Diego and Katja looked at the key with a sense of awe. “We need to use it fast,” said Katja, herself eyeing up the heft of the object.
Tala had barely been able to stifle a manic laugh. After enduring the rigmarole of the faltering hydraulic antechambers, to be faced with barred cells straight out of a western movie seemed absurd. Standard key and lock entry was an enduring, steadfast means of detaining a ne’er-do-well and also meant they only had to provide a single duct for air circulation. It was also highly unsound when the cells pinned a narrow corridor not two arms spans in width.
As Katja slept, Tala formulated a plan. It hinged on Dr. Smith returning to the cells with Ildar in tow like a trusted jowly hound dog. Tala sensed the former project lead was now attached to Dr. Smith with an invisible leash as they squabbled out the last few hours of an experiment he’d long lost dominion over.
Tala had been ecstatic to see Hernandez still alive, even if he was at gunpoint. The motorman was her closest friend amongst the Riyadh crew and he’d unwittingly invigorated her plan by being captured. As Tala hoped, Dr. Smith enjoyed her position of superiority over Ildar. Thrashing out her plans in plain sight of her captives while simultaneously subjugating the remaining member of the Unseen Hand. All within the tight confides of the cellblock corridor.
Tala had simply channelled her destitute street urchin days, recalling the fast handed trade of pick pocketing that she’d used to survive –
It wasn’t time for mourning and regret.
Quickly, Tala tried the key on the cell lock. The length of the key and the position of the lock made the task awkward.
Soviet budget constraints hadn’t extended to an open sided lock. Craning her arm, she managed to slip the key into the barrel, metal jangled against metal, the key suddenly small within the lock. Tala could feel beads of sweat across her forehead, her grasp on the key merely fingertips. She tried turning it within the cylinder, but felt it clipping inside the mechanism, refusing to rotate. Tala readdressed her grip, pressing her arm painfully into the cell bars, hoping the resistance was simply a lack of strength from her initial position. Her grip was tighter now, she could feel the key refusing to match the pins within the barrel, felt anger welling inside her. She stepped back and growled, her hands clenched into fists, her palms moist with stress exertion. Katja placed a consoling hand on her shoulder and Tala shrugged it off, defiant.

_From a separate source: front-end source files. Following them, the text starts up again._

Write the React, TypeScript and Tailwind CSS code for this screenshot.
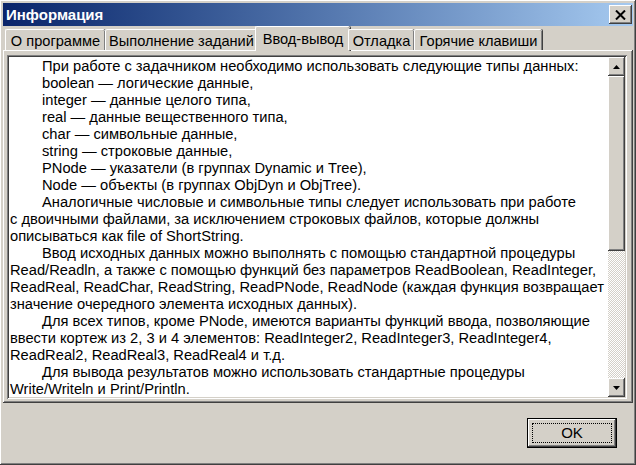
import React from "react";

const FONT = { fontFamily: '"Liberation Sans", Arial, sans-serif' };

const raised =
  "shadow-[inset_-1px_-1px_#404040,inset_1px_1px_#ffffff,inset_-2px_-2px_#808080,inset_2px_2px_#d4d0c8]";
const sunken =
  "shadow-[inset_1px_1px_#808080,inset_-1px_-1px_#ffffff,inset_2px_2px_#404040,inset_-2px_-2px_#d4d0c8]";

const lines: [boolean, string][] = [
  [true, "При работе с задачником необходимо использовать следующие типы данных:"],
  [true, "boolean — логические данные,"],
  [true, "integer — данные целого типа,"],
  [true, "real — данные вещественного типа,"],
  [true, "char — символьные данные,"],
  [true, "string — строковые данные,"],
  [true, "PNode — указатели (в группах Dynamic и Tree),"],
  [true, "Node — объекты (в группах ObjDyn и ObjTree)."],
  [true, "Аналогичные числовые и символьные типы следует использовать при работе"],
  [false, "с двоичными файлами, за исключением строковых файлов, которые должны"],
  [false, "описываться как file of ShortString."],
  [true, "Ввод исходных данных можно выполнять с помощью стандартной процедуры"],
  [false, "Read/Readln, а также с помощью функций без параметров ReadBoolean, ReadInteger,"],
  [false, "ReadReal, ReadChar, ReadString, ReadPNode, ReadNode (каждая функция возвращает"],
  [false, "значение очередного элемента исходных данных)."],
  [true, "Для всех типов, кроме PNode, имеются варианты функций ввода, позволяющие"],
  [false, "ввести кортеж из 2, 3 и 4 элементов: ReadInteger2, ReadInteger3, ReadInteger4,"],
  [false, "ReadReal2, ReadReal3, ReadReal4 и т.д."],
  [true, "Для вывода результатов можно использовать стандартные процедуры"],
  [false, "Write/Writeln и Print/Println."],
];

const tabs = [
  { label: "О программе", w: "w-[100px]" },
  { label: "Выполнение заданий", w: "w-[152px]" },
  { label: "Ввод-вывод", w: "w-[95px]", active: true },
  { label: "Отладка", w: "w-[66px]" },
  { label: "Горячие клавиши", w: "w-[128px]" },
];

function Arrow({ up }: { up?: boolean }) {
  return (
    <svg width="7" height="4" viewBox="0 0 7 4">
      {up ? <path d="M3.5 0 L7 4 L0 4 Z" fill="#000" /> : <path d="M0 0 L7 0 L3.5 4 Z" fill="#000" />}
    </svg>
  );
}

export default function App() {
  return (
    <div
      className={`w-[636px] h-[465px] bg-[#d4d0c8] p-[3px] flex flex-col ${raised}`}
      style={FONT}
    >
      {/* title bar */}
      <div className="h-[23px] flex items-center justify-between pl-[3px] pr-[1px] bg-gradient-to-r from-[#0a246a] to-[#a6caf0]">
        <span className="text-white font-bold text-[15px] leading-none">Информация</span>
        <div className={`w-[23px] h-[19px] bg-[#d4d0c8] flex items-center justify-center ${raised}`}>
          <svg width="11" height="10" viewBox="0 0 11 10">
            <path d="M1 0.5 L10 9.5 M10 0.5 L1 9.5" stroke="#000" strokeWidth="2" />
          </svg>
        </div>
      </div>

      {/* tabs */}
      <div className="h-[24px] flex items-end pl-[2px] relative z-10">
        {tabs.map((t) =>
          t.active ? (
            <div
              key={t.label}
              className={`${t.w} h-[25px] -mx-[2px] -mb-[1px] bg-[#d4d0c8] rounded-t-[2px] border-l border-t border-white shadow-[inset_-1px_0_#808080,1px_0_#404040] flex items-start justify-center pt-[2px] text-[14.6px] text-black`}
            >
              {t.label}
            </div>
          ) : (
            <div
              key={t.label}
              className={`${t.w} h-[21px] bg-[#d4d0c8] rounded-t-[2px] border-l border-t border-white shadow-[inset_-1px_0_#808080,1px_0_#404040] flex items-start justify-center pt-[1px] text-[14.6px] text-black`}
            >
              {t.label}
            </div>
          )
        )}
      </div>

      {/* tab sheet */}
      <div className={`h-[353px] pt-[5px] pl-[4px] pr-[6px] pb-[4px] ${raised}`}>
        <div className={`h-full p-[2px] bg-white flex ${sunken}`}>
          <div className="flex-1 pl-[1px] pt-[1px] text-[14.7px] leading-[17px] text-black whitespace-nowrap overflow-hidden">
            {lines.map(([indent, text], i) => (
              <div key={i} className={indent ? "pl-[32px]" : ""}>
                {text}
              </div>
            ))}
          </div>
          <div className="w-[17px] flex flex-col">
            <div className={`h-[19px] bg-[#d4d0c8] flex items-center justify-center ${raised}`}>
              <Arrow up />
            </div>
            <div className={`h-[175px] bg-[#d4d0c8] ${raised}`} />
            <div className="flex-1 bg-[repeating-conic-gradient(#ffffff_0_25%,#d4d0c8_0_50%)] bg-[length:2px_2px]" />
            <div className={`h-[19px] bg-[#d4d0c8] flex items-center justify-center ${raised}`}>
              <Arrow />
            </div>
          </div>
        </div>
      </div>

      {/* footer */}
      <div className="flex-1 flex justify-end items-start pt-[15px] pr-[16px]">
        <div className="w-[90px] h-[30px] border border-black">
          <div className={`w-full h-full flex items-center justify-center p-[4px] ${raised}`}>
            <div className="w-full h-full border border-dotted border-black flex items-center justify-center text-[15px] text-black">
              OK
            </div>
          </div>
        </div>
      </div>
    </div>
  );
}
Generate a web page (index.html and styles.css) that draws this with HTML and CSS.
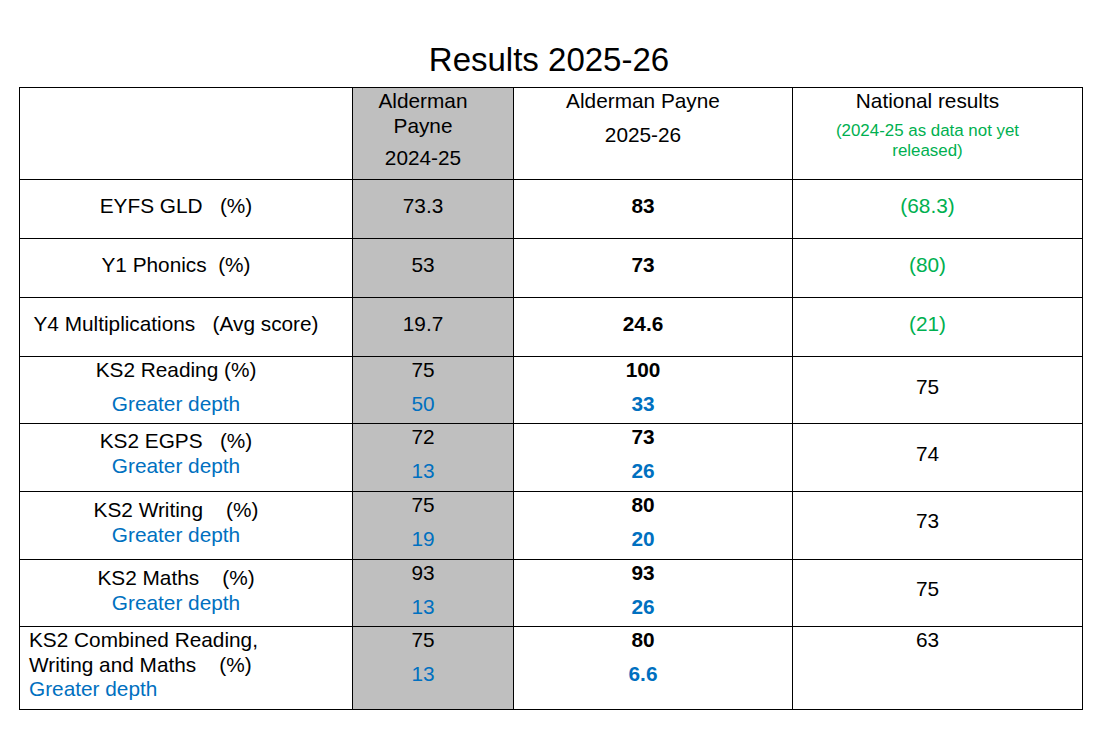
FILE: index.html
```html
<!DOCTYPE html>
<html lang="en">
<head>
<meta charset="utf-8">
<title>Results 2025-26</title>
<link rel="stylesheet" href="styles.css">
</head>
<body>
<div class="page">
  <h1 class="title">Results 2025-26</h1>
  <table class="results">
    <colgroup>
      <col class="c1"><col class="c2"><col class="c3"><col class="c4">
    </colgroup>
    <tr class="r-head">
      <td class="pt1"></td>
      <td class="last pt1"><div class="p gap8">Alderman Payne</div><div class="p">2024-25</div></td>
      <td class="pt1"><div class="p gap9">Alderman Payne</div><div class="p">2025-26</div></td>
      <td class="pt1"><div class="p gap7">National results</div><div class="p note">(2024-25 as data not yet released)</div></td>
    </tr>
    <tr class="r-single">
      <td class="pt14">EYFS GLD &nbsp;&nbsp;(%)</td>
      <td class="last pt14">73.3</td>
      <td class="pt14 bold">83</td>
      <td class="pt14 green">(68.3)</td>
    </tr>
    <tr class="r-single">
      <td class="pt14">Y1 Phonics &nbsp;(%)</td>
      <td class="last pt14">53</td>
      <td class="pt14 bold">73</td>
      <td class="pt14 green">(80)</td>
    </tr>
    <tr class="r-single">
      <td class="pt14">Y4 Multiplications &nbsp;&nbsp;(Avg score)</td>
      <td class="last pt14">19.7</td>
      <td class="pt14 bold">24.6</td>
      <td class="pt14 green">(21)</td>
    </tr>
    <tr class="r-ks2a">
      <td class="pt1"><div class="p gap10">KS2 Reading (%)</div><div class="p blue">Greater depth</div></td>
      <td class="last pt1"><div class="p gap10">75</div><div class="p blue">50</div></td>
      <td class="pt1 bold"><div class="p gap10">100</div><div class="p blue">33</div></td>
      <td class="pt18">75</td>
    </tr>
    <tr class="r-ks2b">
      <td class="pt5">KS2 EGPS &nbsp;&nbsp;(%)<br><span class="blue">Greater depth</span></td>
      <td class="last pt1"><div class="p gap10">72</div><div class="p blue">13</div></td>
      <td class="pt1 bold"><div class="p gap10">73</div><div class="p blue">26</div></td>
      <td class="pt18">74</td>
    </tr>
    <tr class="r-ks2b">
      <td class="pt6">KS2 Writing &nbsp;&nbsp;&nbsp;(%)<br><span class="blue">Greater depth</span></td>
      <td class="last pt1"><div class="p gap10">75</div><div class="p blue">19</div></td>
      <td class="pt1 bold"><div class="p gap10">80</div><div class="p blue">20</div></td>
      <td class="pt17">73</td>
    </tr>
    <tr class="r-ks2a">
      <td class="pt6">KS2 Maths &nbsp;&nbsp;&nbsp;(%)<br><span class="blue">Greater depth</span></td>
      <td class="last pt1"><div class="p gap10">93</div><div class="p blue">13</div></td>
      <td class="pt1 bold"><div class="p gap10">93</div><div class="p blue">26</div></td>
      <td class="pt17">75</td>
    </tr>
    <tr class="r-comb">
      <td class="pt1 left">KS2 Combined Reading,<br>Writing and Maths &nbsp;&nbsp;&nbsp;(%)<br><span class="blue">Greater depth</span></td>
      <td class="last pt1"><div class="p gap10">75</div><div class="p blue">13</div></td>
      <td class="pt1 bold"><div class="p gap10">80</div><div class="p blue">6.6</div></td>
      <td class="pt1">63</td>
    </tr>
  </table>
</div>
</body>
</html>
```
FILE: styles.css
```css
html, body {
  margin: 0;
  padding: 0;
  background: #ffffff;
}

.page {
  padding: 41px 0 0 19px;
  font-family: "Liberation Sans", Arial, sans-serif;
  color: #000000;
}

.title {
  width: 1060px;
  margin: 0 0 8px 0;
  text-align: center;
  font-size: 33px;
  font-weight: normal;
  line-height: 38px;
}

.results {
  border-collapse: collapse;
  table-layout: fixed;
  width: 1064px;
  font-size: 20.8px;
  line-height: 24.5px;
}

.c1 { width: 333px; }
.c2 { width: 161px; }
.c3 { width: 279px; }
.c4 { width: 290px; }

.results td {
  border: 1px solid #000000;
  padding: 0 29px 0 9px;
  vertical-align: top;
  text-align: center;
}

.r-head { height: 92px; }
.r-single { height: 59px; }
.r-ks2a { height: 67px; }
.r-ks2b { height: 68px; }
.r-comb { height: 83px; }

.results td.last {
  background: #bfbfbf;
}

.results td.left {
  text-align: left;
}

.pt1 { padding-top: 1px !important; }
.pt5 { padding-top: 5px !important; }
.pt6 { padding-top: 6px !important; }
.pt14 { padding-top: 14px !important; }
.pt17 { padding-top: 17px !important; }
.pt18 { padding-top: 18px !important; }

.p { margin: 0; }
.gap7 { margin-bottom: 7px; }
.gap8 { margin-bottom: 8px; }
.gap9 { margin-bottom: 9px; }
.gap10 { margin-bottom: 9px; }

.note {
  color: #00b050;
  font-size: 16.9px;
  line-height: 20px;
}

.bold { font-weight: bold; }
.blue { color: #0070c0; }
.green { color: #00b050; }
```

“Yo mi chicha. I don’t think that key is for your door,” Hernandez small face was pressed between the bars of his own cell, watching the scene. “Probably got separate keys for separate doors, eh?”
Tala ignored him and tried again. She forced her arm further into the bar, grimacing as the steel pinched blood vessels shut, pressing coldly through flesh and muscle. She could feel the pins jamming into the metal key, failing to marry with the grooves cut into it. Beneath her breath she uttered obscenities, it had to be the key. The plan hinged on this being the key.
But it wasn’t.
“Tala?” Katja asked, gently.
Tala turned her back on the blasted lock and slid to the ground. “It’s not the cell key,” she said, her voice heavy with failure. Katja sat next to her, not saying anything, just letting Tala rest her head on her shoulder. She was glad Katja didn’t speak, Tala could sense thunderclouds building behind her eyes, threatening to overwhelm her with rage.